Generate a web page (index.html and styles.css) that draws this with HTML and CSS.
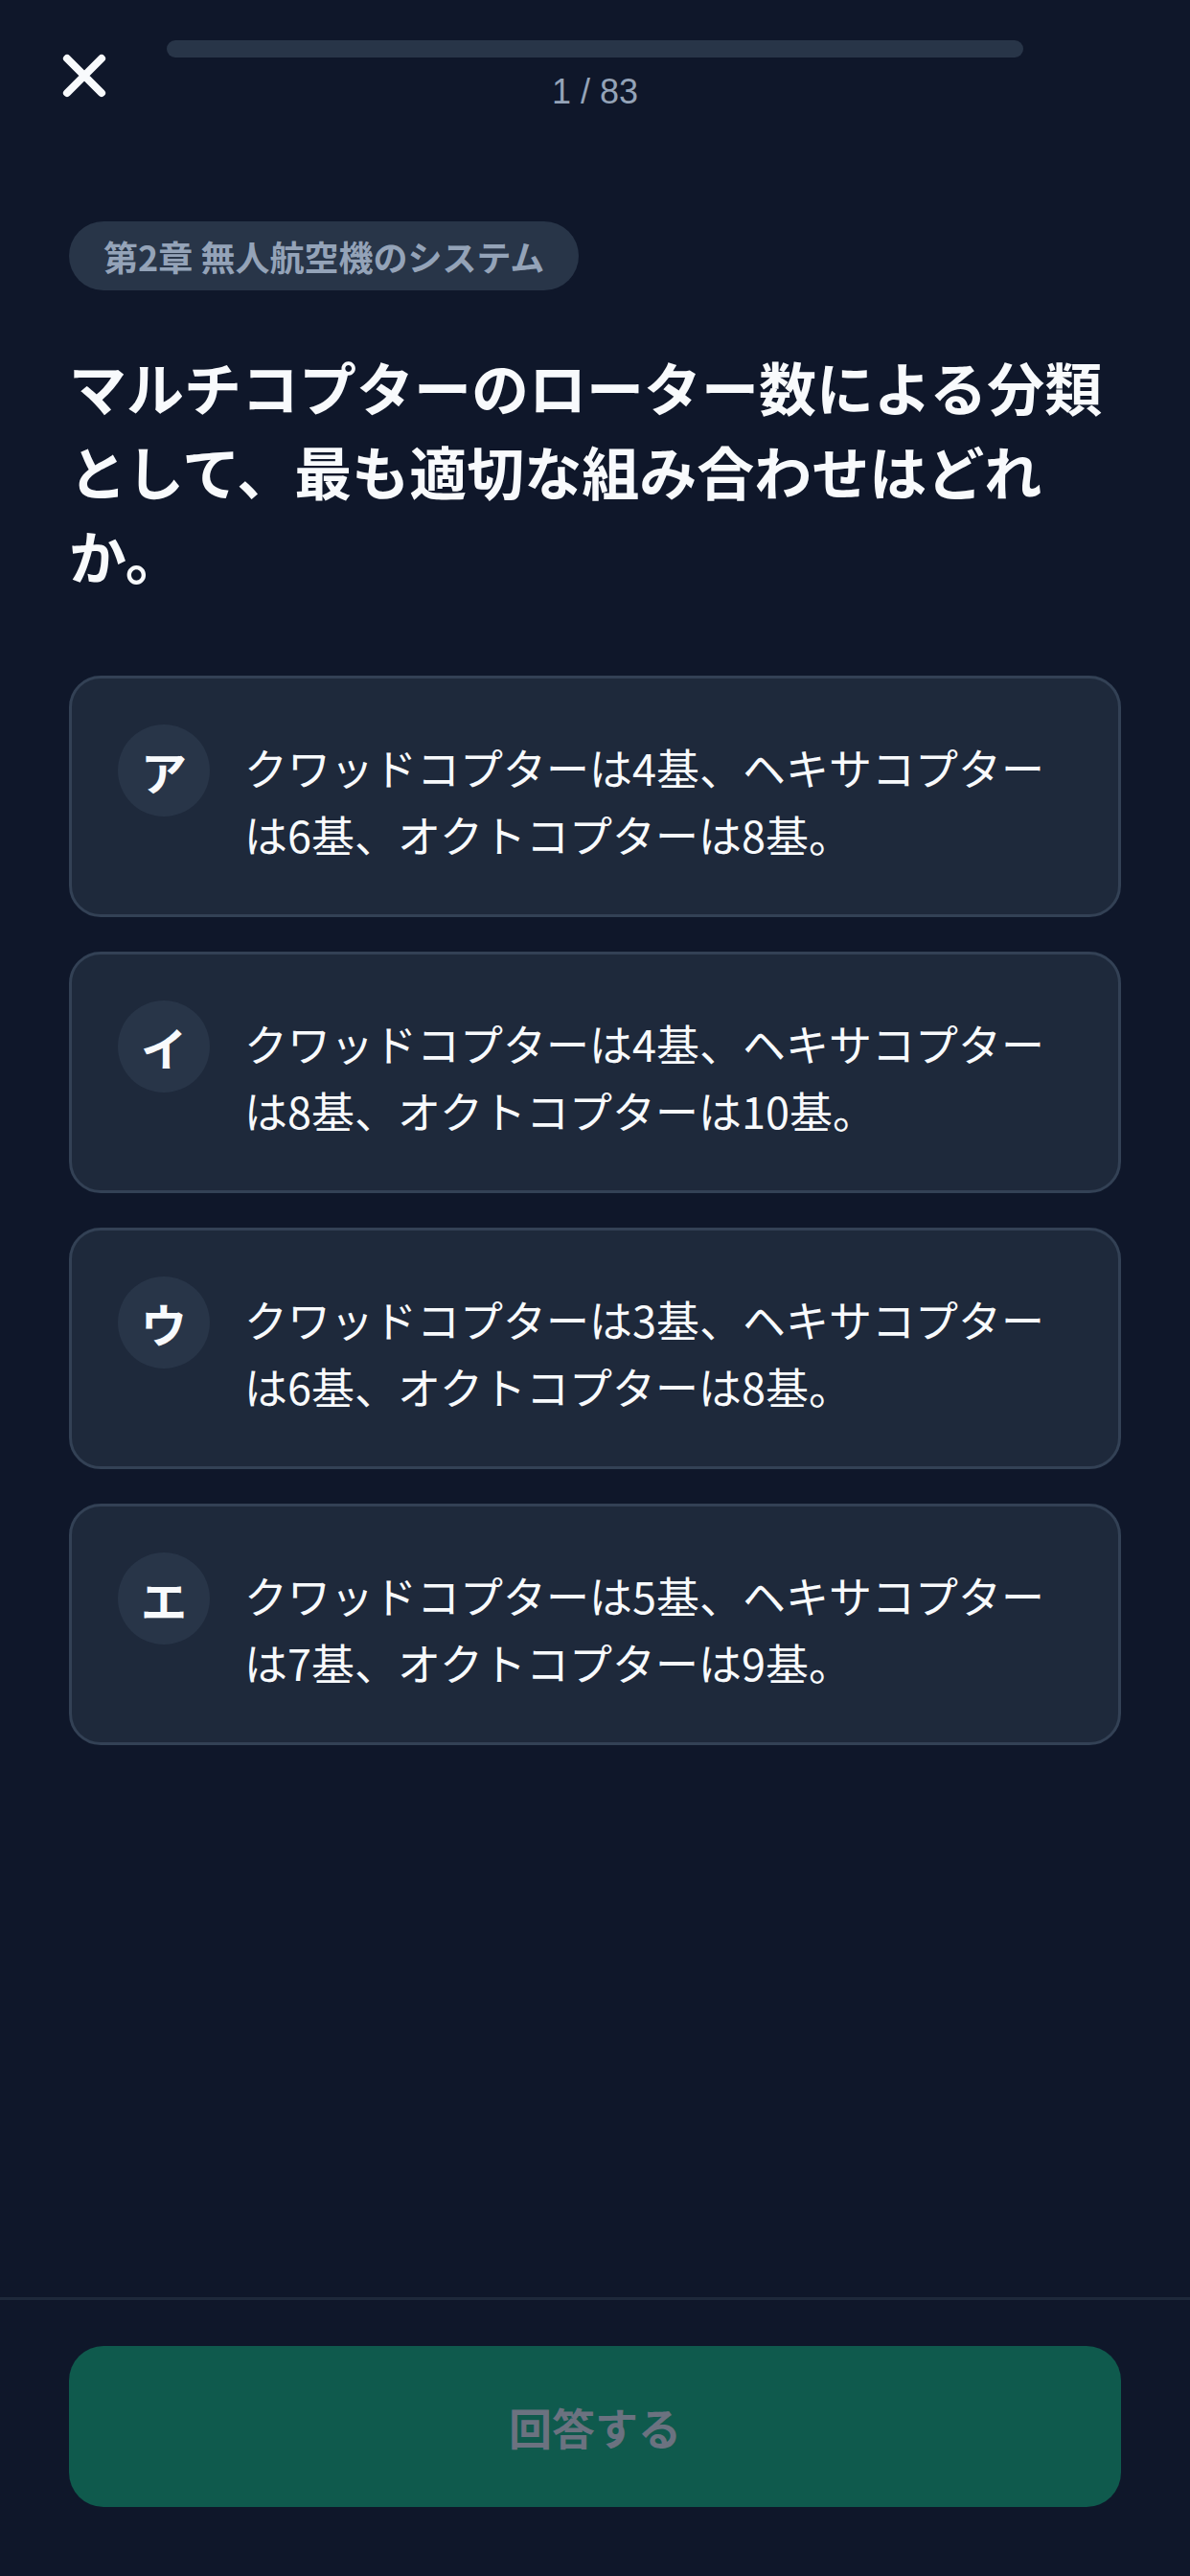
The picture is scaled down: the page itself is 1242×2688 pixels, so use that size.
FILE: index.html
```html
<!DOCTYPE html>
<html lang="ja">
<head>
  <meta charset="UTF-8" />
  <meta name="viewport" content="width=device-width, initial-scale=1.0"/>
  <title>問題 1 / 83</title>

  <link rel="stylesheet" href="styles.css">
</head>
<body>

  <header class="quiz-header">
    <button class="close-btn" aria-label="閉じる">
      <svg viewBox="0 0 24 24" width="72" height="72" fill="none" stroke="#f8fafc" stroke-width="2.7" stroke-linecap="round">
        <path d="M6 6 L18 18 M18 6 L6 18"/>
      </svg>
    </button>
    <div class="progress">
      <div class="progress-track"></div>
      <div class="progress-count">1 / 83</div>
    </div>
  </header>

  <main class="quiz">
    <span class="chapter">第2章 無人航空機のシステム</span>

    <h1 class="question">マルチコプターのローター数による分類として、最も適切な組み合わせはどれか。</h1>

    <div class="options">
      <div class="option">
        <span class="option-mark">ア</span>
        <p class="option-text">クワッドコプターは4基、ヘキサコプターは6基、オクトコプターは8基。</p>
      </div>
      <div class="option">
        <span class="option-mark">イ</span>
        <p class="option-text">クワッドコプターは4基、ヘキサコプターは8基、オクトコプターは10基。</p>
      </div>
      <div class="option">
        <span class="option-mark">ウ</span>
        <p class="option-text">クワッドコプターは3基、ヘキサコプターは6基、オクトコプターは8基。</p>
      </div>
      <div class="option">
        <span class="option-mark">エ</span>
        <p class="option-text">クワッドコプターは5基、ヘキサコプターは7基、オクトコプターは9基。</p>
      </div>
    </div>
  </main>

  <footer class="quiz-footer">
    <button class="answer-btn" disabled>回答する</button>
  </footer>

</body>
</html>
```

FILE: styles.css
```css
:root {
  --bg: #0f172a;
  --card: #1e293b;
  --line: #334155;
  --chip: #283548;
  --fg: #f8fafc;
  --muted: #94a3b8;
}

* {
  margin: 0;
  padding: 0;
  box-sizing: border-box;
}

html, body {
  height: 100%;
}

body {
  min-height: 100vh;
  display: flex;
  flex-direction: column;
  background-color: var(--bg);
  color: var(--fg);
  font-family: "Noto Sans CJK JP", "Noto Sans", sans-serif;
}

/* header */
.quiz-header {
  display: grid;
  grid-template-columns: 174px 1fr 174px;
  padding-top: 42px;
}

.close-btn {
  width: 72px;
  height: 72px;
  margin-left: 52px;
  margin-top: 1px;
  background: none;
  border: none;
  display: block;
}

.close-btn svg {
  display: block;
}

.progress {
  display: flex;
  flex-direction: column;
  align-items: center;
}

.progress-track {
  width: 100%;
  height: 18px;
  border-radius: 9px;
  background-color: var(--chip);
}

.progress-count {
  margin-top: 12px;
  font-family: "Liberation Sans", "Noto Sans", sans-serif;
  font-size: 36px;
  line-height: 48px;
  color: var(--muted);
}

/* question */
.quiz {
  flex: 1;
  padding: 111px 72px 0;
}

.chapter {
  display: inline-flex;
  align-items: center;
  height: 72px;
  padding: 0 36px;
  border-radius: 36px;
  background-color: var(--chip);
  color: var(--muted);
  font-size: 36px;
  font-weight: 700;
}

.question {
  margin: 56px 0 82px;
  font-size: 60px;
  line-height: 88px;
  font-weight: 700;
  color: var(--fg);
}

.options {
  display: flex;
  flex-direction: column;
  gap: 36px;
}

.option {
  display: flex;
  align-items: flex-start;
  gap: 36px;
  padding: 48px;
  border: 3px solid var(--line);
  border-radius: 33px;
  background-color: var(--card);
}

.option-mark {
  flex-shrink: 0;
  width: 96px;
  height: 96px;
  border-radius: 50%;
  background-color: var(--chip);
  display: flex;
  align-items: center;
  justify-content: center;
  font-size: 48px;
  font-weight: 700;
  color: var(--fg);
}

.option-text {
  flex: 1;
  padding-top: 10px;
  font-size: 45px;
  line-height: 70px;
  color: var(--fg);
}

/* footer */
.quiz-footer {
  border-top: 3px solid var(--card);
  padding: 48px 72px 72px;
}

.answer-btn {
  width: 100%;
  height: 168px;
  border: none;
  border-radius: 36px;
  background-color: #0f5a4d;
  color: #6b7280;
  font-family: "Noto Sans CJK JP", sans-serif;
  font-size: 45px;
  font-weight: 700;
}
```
■ ■ ■
▶ **WHAT YOU ARE ASKED TO DO**
Extract the full listing above verbatim; pictures are to be left out of the copy.

▶ **SOLVED PROBLEM**
Generate a web page (index.html and styles.css) that draws this with HTML and CSS.
The picture is scaled down: the page itself is 1242×2688 pixels, so use that size.
FILE: index.html
```html
<!DOCTYPE html>
<html lang="ja">
<head>
  <meta charset="UTF-8" />
  <meta name="viewport" content="width=device-width, initial-scale=1.0"/>
  <title>問題 1 / 83</title>

  <link rel="stylesheet" href="styles.css">
</head>
<body>

  <header class="quiz-header">
    <button class="close-btn" aria-label="閉じる">
      <svg viewBox="0 0 24 24" width="72" height="72" fill="none" stroke="#f8fafc" stroke-width="2.7" stroke-linecap="round">
        <path d="M6 6 L18 18 M18 6 L6 18"/>
      </svg>
    </button>
    <div class="progress">
      <div class="progress-track"></div>
      <div class="progress-count">1 / 83</div>
    </div>
  </header>

  <main class="quiz">
    <span class="chapter">第2章 無人航空機のシステム</span>

    <h1 class="question">マルチコプターのローター数による分類として、最も適切な組み合わせはどれか。</h1>

    <div class="options">
      <div class="option">
        <span class="option-mark">ア</span>
        <p class="option-text">クワッドコプターは4基、ヘキサコプターは6基、オクトコプターは8基。</p>
      </div>
      <div class="option">
        <span class="option-mark">イ</span>
        <p class="option-text">クワッドコプターは4基、ヘキサコプターは8基、オクトコプターは10基。</p>
      </div>
      <div class="option">
        <span class="option-mark">ウ</span>
        <p class="option-text">クワッドコプターは3基、ヘキサコプターは6基、オクトコプターは8基。</p>
      </div>
      <div class="option">
        <span class="option-mark">エ</span>
        <p class="option-text">クワッドコプターは5基、ヘキサコプターは7基、オクトコプターは9基。</p>
      </div>
    </div>
  </main>

  <footer class="quiz-footer">
    <button class="answer-btn" disabled>回答する</button>
  </footer>

</body>
</html>
```

FILE: styles.css
```css
:root {
  --bg: #0f172a;
  --card: #1e293b;
  --line: #334155;
  --chip: #283548;
  --fg: #f8fafc;
  --muted: #94a3b8;
}

* {
  margin: 0;
  padding: 0;
  box-sizing: border-box;
}

html, body {
  height: 100%;
}

body {
  min-height: 100vh;
  display: flex;
  flex-direction: column;
  background-color: var(--bg);
  color: var(--fg);
  font-family: "Noto Sans CJK JP", "Noto Sans", sans-serif;
}

/* header */
.quiz-header {
  display: grid;
  grid-template-columns: 174px 1fr 174px;
  padding-top: 42px;
}

.close-btn {
  width: 72px;
  height: 72px;
  margin-left: 52px;
  margin-top: 1px;
  background: none;
  border: none;
  display: block;
}

.close-btn svg {
  display: block;
}

.progress {
  display: flex;
  flex-direction: column;
  align-items: center;
}

.progress-track {
  width: 100%;
  height: 18px;
  border-radius: 9px;
  background-color: var(--chip);
}

.progress-count {
  margin-top: 12px;
  font-family: "Liberation Sans", "Noto Sans", sans-serif;
  font-size: 36px;
  line-height: 48px;
  color: var(--muted);
}

/* question */
.quiz {
  flex: 1;
  padding: 111px 72px 0;
}

.chapter {
  display: inline-flex;
  align-items: center;
  height: 72px;
  padding: 0 36px;
  border-radius: 36px;
  background-color: var(--chip);
  color: var(--muted);
  font-size: 36px;
  font-weight: 700;
}

.question {
  margin: 56px 0 82px;
  font-size: 60px;
  line-height: 88px;
  font-weight: 700;
  color: var(--fg);
}

.options {
  display: flex;
  flex-direction: column;
  gap: 36px;
}

.option {
  display: flex;
  align-items: flex-start;
  gap: 36px;
  padding: 48px;
  border: 3px solid var(--line);
  border-radius: 33px;
  background-color: var(--card);
}

.option-mark {
  flex-shrink: 0;
  width: 96px;
  height: 96px;
  border-radius: 50%;
  background-color: var(--chip);
  display: flex;
  align-items: center;
  justify-content: center;
  font-size: 48px;
  font-weight: 700;
  color: var(--fg);
}

.option-text {
  flex: 1;
  padding-top: 10px;
  font-size: 45px;
  line-height: 70px;
  color: var(--fg);
}

/* footer */
.quiz-footer {
  border-top: 3px solid var(--card);
  padding: 48px 72px 72px;
}

.answer-btn {
  width: 100%;
  height: 168px;
  border: none;
  border-radius: 36px;
  background-color: #0f5a4d;
  color: #6b7280;
  font-family: "Noto Sans CJK JP", sans-serif;
  font-size: 45px;
  font-weight: 700;
}
```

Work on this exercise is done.